Shirley Fischler is a veteran writer and women’s advocate, whose columns and feature articles have appeared in the Toronto Star, The Hockey News, Hockey Illustrated, and numerous other publications. Her husband is the famed and legendary hockey writer Stan Fischler, who has penned over 100 books on hockey, to which Shirley has coauthored a few.

Shirley entered the business when women were denied access to press boxes and dressing rooms and relegated to sitting in the wives’ section with their typewriters and storylines. She had taken Madison Square Gardens, the New York Rangers, and the Hockey Writers’ Association to the Human Rights Commission and sued them for access to the press box—and won.

Her advise for a young writer coming out of school? “More often a strong stomach than a strong back. You have to be ready to start at the bottom. One of the things that absolutely drives me crazy sometimes about the interns (both she and Stan have interns helping them on a daily basis with all their projects) is a kid will walk through the door and instead of being willing to do some filing and real gut work, they want a byline and to do face-to-face interviews.

“Everybody wants to be in Los Angeles or New York. Nobody wants to be in Podunk. Many, many of the young men and women who have made it in the business have done so because they were willing to do exactly that. Try writing hockey in Daytona, Florida. Try writing hockey in Muncie, Indiana. They did and they persevered. And they’re still in the business.

“Everybody in the acting business, with a few notable exceptions, realizes that you have to wait tables and do crap work for years and years and years and years before that break may come. It’s a terrible cutthroat business. If you want to persevere, you have to be willing to be out of the business or do something else in the business that you didn’t want to do for five, six, seven years.

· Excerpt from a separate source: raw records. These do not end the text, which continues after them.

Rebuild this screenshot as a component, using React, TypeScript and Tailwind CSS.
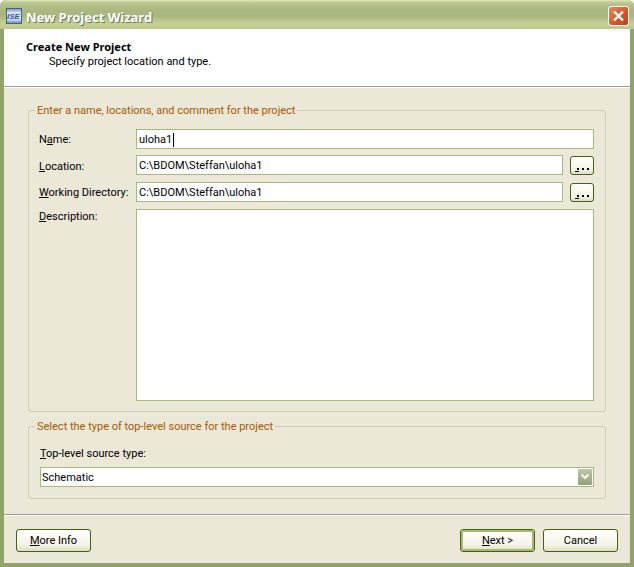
const inputCls = 'flex h-5 items-center border border-[#a5b97f] bg-white pl-[2px] pt-[1px] text-[11px] leading-[14px] text-black';

function XpButton({ children, isDefault = false }: { children: React.ReactNode; isDefault?: boolean }) {
  return (
    <button className="h-[23px] w-[75px] rounded-[3px] border border-[#47620f] bg-[linear-gradient(#ffffff,#f6f4e6_70%,#e2dcc8)] text-[11px] text-black">
      <span className={isDefault ? 'flex h-full w-full items-center justify-center rounded-[2px] border-2 border-[#a3bb6e] pt-[1px]' : 'flex h-full w-full items-center justify-center pt-[2px]'}>
        {children}
      </span>
    </button>
  );
}

function BrowseButton() {
  return (
    <button className="mt-[1px] flex h-[19px] w-6 items-end justify-center gap-[3px] rounded-[3px] border border-[#47620f] bg-[linear-gradient(#ffffff,#f6f4e6_70%,#e2dcc8)] pb-[2px]">
      <span className="flex flex-col items-end gap-[1px]">
        <span className="h-[2px] w-[2px] bg-black" />
        <span className="h-[1px] w-[4px] bg-black" />
      </span>
      <span className="mb-[2px] h-[2px] w-[2px] bg-black" />
      <span className="mb-[2px] h-[2px] w-[2px] bg-black" />
    </button>
  );
}

function Row({ label, pad = 'pt-[1px]', children }: { label: React.ReactNode; pad?: string; children: React.ReactNode }) {
  return (
    <div className="flex h-5 items-center">
      <div className={`ml-[-1px] w-[97px] shrink-0 whitespace-nowrap text-[11px] leading-[14px] text-black ${pad}`}>{label}</div>
      {children}
    </div>
  );
}

export default function App() {
  return (
    <div className="flex h-[567px] w-[634px] flex-col overflow-hidden rounded-t-[6px] bg-[#8fa36a] font-['Roboto',sans-serif] text-[11px]">
      {/* Title bar */}
      <div className="flex h-[29px] shrink-0 items-center justify-between bg-[linear-gradient(#dfe7b8_0px,#b9c68f_3px,#a9b880_10px,#a9b880_16px,#c6d094_24px,#bcc88c_29px)] pl-[6px] pr-[5px] pt-[3px]">
        <div className="flex items-center gap-[4px]">
          <svg width="16" height="16" viewBox="0 0 16 16">
            <defs>
              <linearGradient id="ise" x1="0" y1="0" x2="0" y2="1">
                <stop offset="0" stopColor="#6f8fc0" />
                <stop offset="0.3" stopColor="#dfe8f4" />
                <stop offset="0.7" stopColor="#dfe8f4" />
                <stop offset="1" stopColor="#5f80b4" />
              </linearGradient>
            </defs>
            <rect x="0.5" y="0.5" width="15" height="15" fill="url(#ise)" stroke="#46608c" />
            <text x="1" y="11" fontSize="8" fontWeight="700" fontStyle="italic" fill="#2450b0" fontFamily="Liberation Sans, sans-serif">ISE</text>
          </svg>
          <span className="pt-[1px] font-['Noto_Sans',sans-serif] text-[13px] font-bold leading-[16px] text-white [text-shadow:1px_1px_0_#6f7d52]">New Project Wizard</span>
        </div>
        <div className="flex h-[20px] w-[21px] items-center justify-center rounded-[3px] border border-white bg-[linear-gradient(135deg,#ea8a5e,#d9572a_55%,#b8411d)]">
          <svg width="15" height="14" viewBox="0 0 15 14">
            <path d="M3 2.5 L12 11.5 M12 2.5 L3 11.5" stroke="#fff" strokeWidth="2.4" />
          </svg>
        </div>
      </div>

      {/* Window client */}
      <div className="mx-[4px] mb-[4px] flex min-h-0 flex-1 flex-col bg-[#ebe8d8]">
        <div className="h-[57px] shrink-0 bg-white pl-[22px] pt-[11px]">
          <div className="font-['Noto_Sans',sans-serif] font-bold leading-[14px] text-black">Create New Project</div>
          <div className="pl-[23px] pt-[1px] leading-[14px] text-black">Specify project location and type.</div>
        </div>
        <div className="h-[2px] shrink-0 border-t border-[#9d9d92] bg-white" />

        <div className="flex min-h-0 flex-1 flex-col px-[24px] pt-[14px]">
          <fieldset className="h-[310px] shrink-0 rounded-[3px] border border-[#cfcdb9] px-[11px]">
            <legend className="ml-[-5px] px-[2px] pt-[2px] leading-[14px] text-[#a85a00]">Enter a name, locations, and comment for the project</legend>
            <div className="flex flex-col gap-[7px] pt-[11px]">
              <div className="mb-[-1px]">
                <Row label={<>N<u>a</u>me:</>}>
                  <div className={`${inputCls} w-[458px]`}>uloha1<span className="ml-[1px] h-[14px] w-[1px] bg-black" /></div>
                </Row>
              </div>
              <Row pad="pt-[3px]" label={<><u>L</u>ocation:</>}>
                <div className={`${inputCls} w-[427px]`}>C:\BDOM\Steffan\uloha1</div>
                <div className="ml-[7px] flex"><BrowseButton /></div>
              </Row>
              <Row label={<><u>W</u>orking Directory:</>}>
                <div className={`${inputCls} w-[427px]`}>C:\BDOM\Steffan\uloha1</div>
                <div className="ml-[7px] flex"><BrowseButton /></div>
              </Row>
              <div className="flex items-start">
                <div className="ml-[-1px] w-[97px] shrink-0 pt-[1px] leading-[14px] text-black"><u>D</u>escription:</div>
                <div className="h-[192px] w-[458px] border border-[#a5b97f] bg-white" />
              </div>
            </div>
          </fieldset>

          <fieldset className="mt-[6px] h-[81px] shrink-0 rounded-[3px] border border-[#cfcdb9] px-[11px]">
            <legend className="ml-[-5px] px-[2px] pt-[2px] leading-[14px] text-[#a85a00]">Select the type of top-level source for the project</legend>
            <div className="pt-[13px] leading-[14px] text-black"><u>T</u>op-level source type:</div>
            <div className="mt-[6px] flex h-5 w-[554px] items-center justify-between border border-[#a5b97f] bg-white pl-[1px] pr-[1px] text-black">
              <span className="pt-[2px]">Schematic</span>
              <div className="flex h-4 w-[14px] items-center justify-center rounded-[1px] bg-[linear-gradient(#c0c9a6,#8fa076)]">
                <svg width="10" height="8" viewBox="0 0 10 8">
                  <path d="M1.5 1.5 L5 5 L8.5 1.5" fill="none" stroke="#fff" strokeWidth="2" />
                </svg>
              </div>
            </div>
          </fieldset>
        </div>

        <div className="h-[2px] shrink-0 border-t border-[#9d9d92] bg-white" />
        <div className="flex h-[47px] shrink-0 items-start justify-between px-[12px] pt-[13px]">
          <XpButton><span><u>M</u>ore Info</span></XpButton>
          <div className="flex gap-[8px]">
            <XpButton isDefault><span><u>N</u>ext &gt;</span></XpButton>
            <XpButton>Cancel</XpButton>
          </div>
        </div>
      </div>
    </div>
  );
}
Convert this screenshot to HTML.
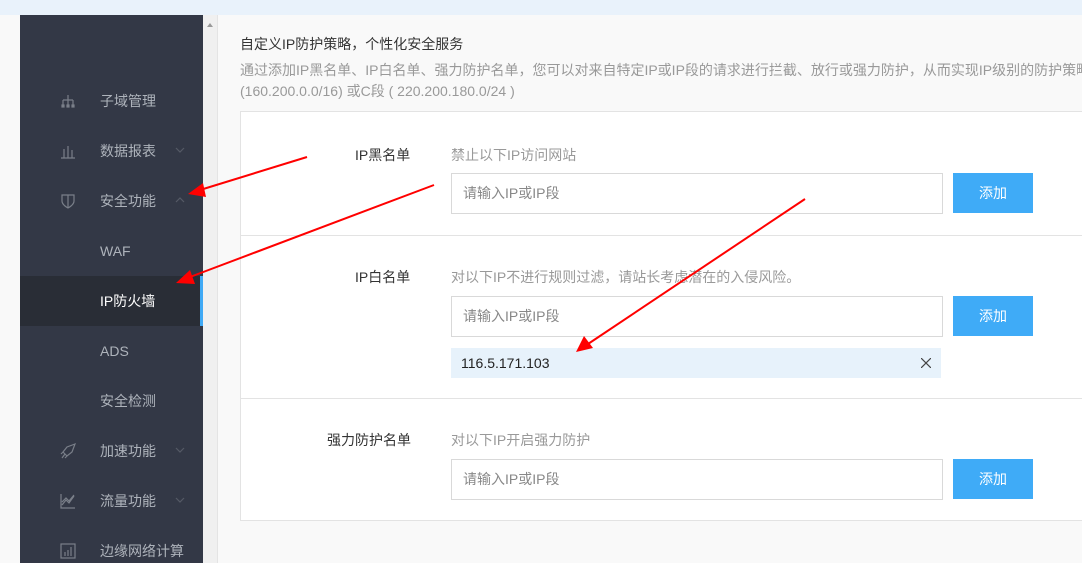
<!DOCTYPE html>
<html><head><meta charset="utf-8"><style>
*{margin:0;padding:0;box-sizing:border-box}
html,body{width:1082px;height:563px;overflow:hidden}
body{background:#f9f9f9;position:relative;font-family:"Liberation Sans","Noto Sans CJK SC",sans-serif;}
.top{position:absolute;left:0;top:0;width:1082px;height:15px;background:#e9f2fb}
.lw{position:absolute;left:0;top:15px;width:20px;height:548px;background:#f9f9f9}
.side{position:absolute;left:20px;top:15px;width:183px;height:548px;background:#333846}
.scroll{position:absolute;left:203px;top:15px;width:15px;height:548px;background:#f0f0f0;border-right:1px solid #e4e4e4}
.scroll:before{content:"";position:absolute;left:4px;top:8px;border:3px solid transparent;border-bottom:4px solid #999;border-top:0}
.item{position:absolute;left:20px;width:183px;height:50px;line-height:50px;color:#aeb3bb;font-size:14px}
.item span{position:absolute;left:80px}
.item.act{background:#292d36;color:#fff}
.item.act:after{content:"";position:absolute;right:0;top:0;width:3px;height:50px;background:#3fa9f5}
.ic{position:absolute;left:40px;top:17px;width:16px;height:16px}
.chev{position:absolute;left:155px;top:20px;width:10px;height:8px}
.h1{position:absolute;left:240px;top:34px;font-size:14px;color:#333}
.desc{position:absolute;left:240px;top:60px;font-size:14px;color:#999;line-height:21px;white-space:nowrap}
.card{position:absolute;left:240px;top:111px;width:860px;height:410px;background:#fff;border:1px solid #e3e3e3}
.div{position:absolute;left:241px;width:841px;height:1px;background:#e3e3e3}
.lab{position:absolute;font-size:14px;color:#333}
.hint{position:absolute;left:451px;font-size:14px;color:#999}
.inp{position:absolute;left:451px;width:492px;height:41px;border:1px solid #d9d9d9;font-size:14px;color:#888;line-height:39px;padding-left:11px;background:#fff}
.btn{position:absolute;left:953px;width:80px;height:40px;background:#3fabf7;color:#fff;font-size:14px;text-align:center;line-height:40px}
.tag{position:absolute;left:451px;top:348px;width:490px;height:30px;background:#e7f2fb;font-size:14px;color:#222;line-height:31px;padding-left:10px}
.tag svg{position:absolute;right:10px;top:10px}
</style></head><body>
<div class="top"></div><div class="lw"></div><div class="side"></div><div class="scroll"></div>

<div class="item" style="top:76px"><svg class="ic" viewBox="0 0 16 16" fill="none" stroke="#7a7f89" stroke-width="1.2"><path d="M8 2v5M3 7h10M3 7v6M8 7v6M13 7v6"/><rect x="2" y="12" width="2" height="2" fill="#7a7f89"/><rect x="7" y="12" width="2" height="2" fill="#7a7f89"/><rect x="12" y="12" width="2" height="2" fill="#7a7f89"/></svg><span>子域管理</span></div>
<div class="item" style="top:126px"><svg class="ic" viewBox="0 0 16 16" fill="none" stroke="#7a7f89" stroke-width="1.2"><path d="M1 15h14M4 15V6M8 15V3M12 15V7"/></svg><span>数据报表</span><svg class="chev" viewBox="0 0 10 8" fill="none" stroke="#555a66" stroke-width="1.2"><path d="M1 2l4 4 4-4"/></svg></div>
<div class="item" style="top:176px"><svg class="ic" viewBox="0 0 16 16" fill="none" stroke="#7a7f89" stroke-width="1.2"><path d="M2 2h12v6c0 4-6 7-6 7s-6-3-6-7z M8 2v13"/></svg><span>安全功能</span><svg class="chev" viewBox="0 0 10 8" fill="none" stroke="#555a66" stroke-width="1.2"><path d="M1 6l4-4 4 4"/></svg></div>
<div class="item" style="top:226px"><span>WAF</span></div>
<div class="item act" style="top:276px"><span>IP防火墙</span></div>
<div class="item" style="top:326px"><span>ADS</span></div>
<div class="item" style="top:376px"><span>安全检测</span></div>
<div class="item" style="top:426px"><svg class="ic" viewBox="0 0 16 16" fill="none" stroke="#7a7f89" stroke-width="1.2"><path d="M15 1L7 4 3 9l4 4 5-4 3-8zM3 9l-2 2M7 13l-2 2M5 11l-3 4"/></svg><span>加速功能</span><svg class="chev" viewBox="0 0 10 8" fill="none" stroke="#555a66" stroke-width="1.2"><path d="M1 2l4 4 4-4"/></svg></div>
<div class="item" style="top:476px"><svg class="ic" viewBox="0 0 16 16" fill="none" stroke="#7a7f89" stroke-width="1.2"><path d="M1 1v14h14M2 12l4-5 3 3 5-7M2 9l4-4 3 3 5-6"/></svg><span>流量功能</span><svg class="chev" viewBox="0 0 10 8" fill="none" stroke="#555a66" stroke-width="1.2"><path d="M1 2l4 4 4-4"/></svg></div>
<div class="item" style="top:526px"><svg class="ic" viewBox="0 0 16 16" fill="none" stroke="#7a7f89" stroke-width="1.2"><rect x="1" y="1" width="14" height="14"/><path d="M5 13V9M8 13V7M11 13V4"/></svg><span>边缘网络计算</span></div>

<div class="h1">自定义IP防护策略，个性化安全服务</div>
<div class="desc">通过添加IP黑名单、IP白名单、强力防护名单，您可以对来自特定IP或IP段的请求进行拦截、放行或强力防护，从而实现IP级别的防护策略<br>(160.200.0.0/16) 或C段 ( 220.200.180.0/24 )</div>

<div class="card"></div>
<div class="div" style="top:235px"></div>
<div class="div" style="top:398px"></div>

<div class="lab" style="left:355px;top:145px">IP黑名单</div>
<div class="hint" style="top:145px">禁止以下IP访问网站</div>
<div class="inp" style="top:173px">请输入IP或IP段</div>
<div class="btn" style="top:173px">添加</div>

<div class="lab" style="left:355px;top:267px">IP白名单</div>
<div class="hint" style="top:267px">对以下IP不进行规则过滤，请站长考虑潜在的入侵风险。</div>
<div class="inp" style="top:296px">请输入IP或IP段</div>
<div class="btn" style="top:296px">添加</div>
<div class="tag">116.5.171.103<svg width="10" height="10" viewBox="0 0 10 10" stroke="#444" stroke-width="1.2"><path d="M0 0L10 10M10 0L0 10"/></svg></div>

<div class="lab" style="left:327px;top:430px">强力防护名单</div>
<div class="hint" style="top:430px">对以下IP开启强力防护</div>
<div class="inp" style="top:459px">请输入IP或IP段</div>
<div class="btn" style="top:459px">添加</div>

<svg style="position:absolute;left:0;top:0" width="1082" height="563">
<g stroke="#f00" stroke-width="2" fill="#f00">
<line x1="307" y1="157" x2="200" y2="190"/><polygon points="188,194 203,183 206,197" stroke="none"/>
<line x1="434" y1="185" x2="190" y2="277"/><polygon points="176,283 190,270 195,284" stroke="none"/>
<line x1="805" y1="199" x2="588" y2="344"/><polygon points="576,352 584,336 593,348" stroke="none"/>
</g></svg>
</body></html>
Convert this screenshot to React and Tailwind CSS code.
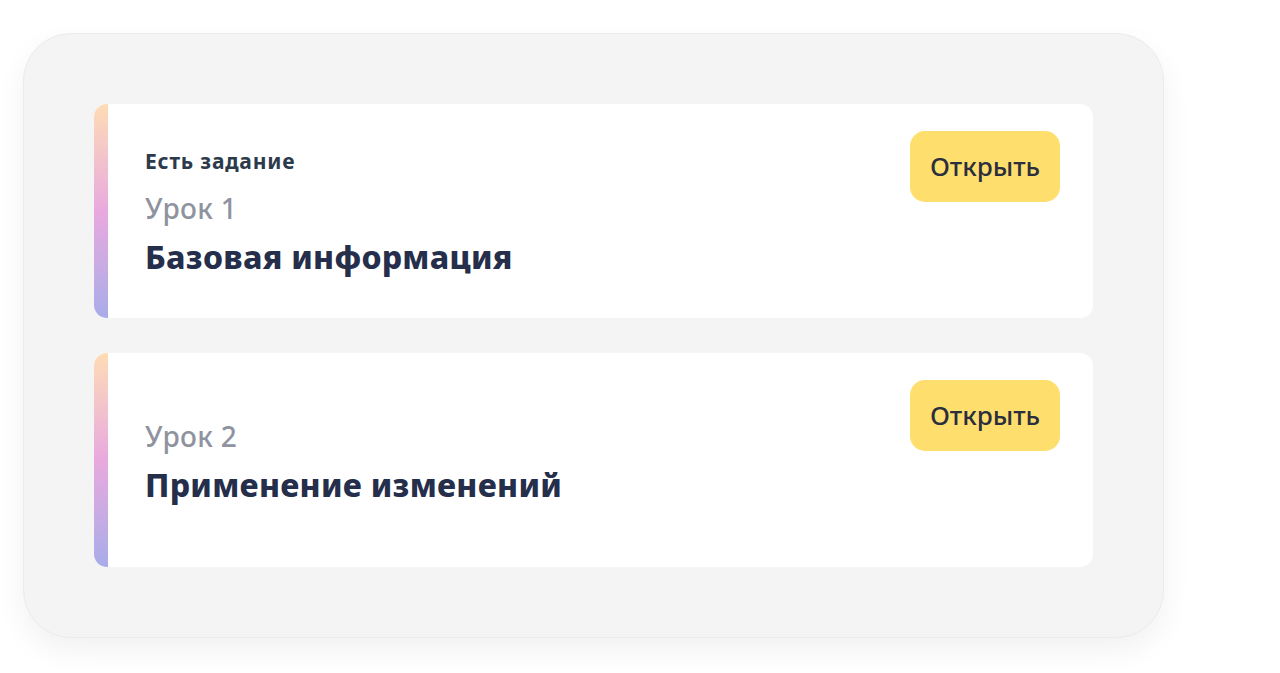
const lessons = [
  { id: 1, task: "Есть задание", title: "Базовая информация" },
  { id: 2, task: null, title: "Применение изменений" },
];

const LessonCard = ({ lesson }) => (
  <div className="flex h-[214px] rounded-[13px] bg-white overflow-hidden">
    <div className="w-[14px] shrink-0 bg-gradient-to-b from-[#fedcb4] via-[#e8a9de] to-[#a7ace9]" />
    <div className="flex flex-1 justify-between pl-[37px] pr-[33px] pt-[27px]">
      <div className="flex flex-col justify-center pb-[24px]">
        {lesson.task && (
          <div className="text-[21px] leading-[28px] font-bold tracking-[0.8px] text-[#2c3a4c] mb-[15px]">
            {lesson.task}
          </div>
        )}
        <div className="text-[28px] leading-[36px] font-medium tracking-[0.3px] text-[#8f93a0]">
          Урок {lesson.id}
        </div>
        <div className="text-[32px] leading-[42px] font-extrabold tracking-[0.3px] text-[#252e4a] mt-[10px]">
          {lesson.title}
        </div>
      </div>
      <button className="w-[150px] h-[71px] rounded-[15px] bg-[#fedf6e] text-[26px] font-medium text-[#2a2e3d]">
        Открыть
      </button>
    </div>
  </div>
);

export default function App() {
  return (
    <div
      className="min-h-[673px] bg-white pt-[33px] pl-[23px]"
      style={{ fontFamily: '"Noto Sans", sans-serif' }}
    >
      <div className="w-[1141px] rounded-[48px] bg-[#f4f4f4] border border-[#ebebeb] shadow-[0_12px_30px_rgba(0,0,0,0.06)] p-[70px] flex flex-col gap-[35px]">
        {lessons.map((l) => (
          <LessonCard key={l.id} lesson={l} />
        ))}
      </div>
    </div>
  );
}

Why? Because there’s a depression going on, at least in the media.

“You can’t get a job. You can’t even work in Podunk. You have to be an assistant nothing to a marketing manager at an arena, that kind of thing. People in show business know this. You have to pay for putting food on the table by doing the most outlandish things that have absolutely nothing to do with theater in order to finally get into the theater. But nobody who comes out of journalism school or communications school realizes that you have to do crap for God-knows how long in order to work your way back into the business, if that’s what you really want to do.”

Shirley admits she and her husband Stan are rare exceptions. “He was a kid that was a veteran hockey fan, loved the game, and by pure fluke, his first job was in hockey. But that will happen to one out of 1,000.”